Neck-on-the-line prediction of the day, if not the decade, comes from Peter
Cohan at Bloggingstocks, who put a post up yesterday evening headlined "Blackstone’s
units to triple tomorrow, close at $90". If he’s right, he will deserve
some serious accolades, and will almost certainly attract millions of dollars
for his firm, Peter S Cohan & Associates. On the other hand, if he’s right,
pigs are likely to start flying, and there’s a good chance that the stock will
cease trading after they lift Steve Schwarzman, on a litter, to a heavenly bed.

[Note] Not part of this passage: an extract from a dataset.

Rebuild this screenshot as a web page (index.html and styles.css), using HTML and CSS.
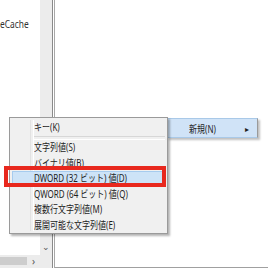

Cohan’s stated reason for his ultrabullishness is silly:
The value of these units is likely to skyrocket tomorrow when they begin
trading on the New York Stock Exchange. The reason is that the offering is
seven times oversubscribed — that means that orders for Blackstone’s units
exceed supply by a factor of seven!
Cohan knows, or should know, that the main reason that the offering is oversubscribed
is, well, that it’s oversubscribed. Let’s say you want 1,000 shares. You know
that if you put in an order for 1,000 shares, then you’ll be scaled back to
much less than that. So instead you put in an order for 5,000 or 10,000 shares,
in the hope that come this morning, you’ll actually receive the 1,000 shares
you wanted in the first place.
There’s certainly no reason to believe that a lot of demand for BX
at $31 means there’s any demand at all for it at $90. I daresay the stock will
rise today: with 17 underwriters on this deal, there will be a lot of egg on
a lot of faces if it doesn’t. But it’s not going to triple, or even double.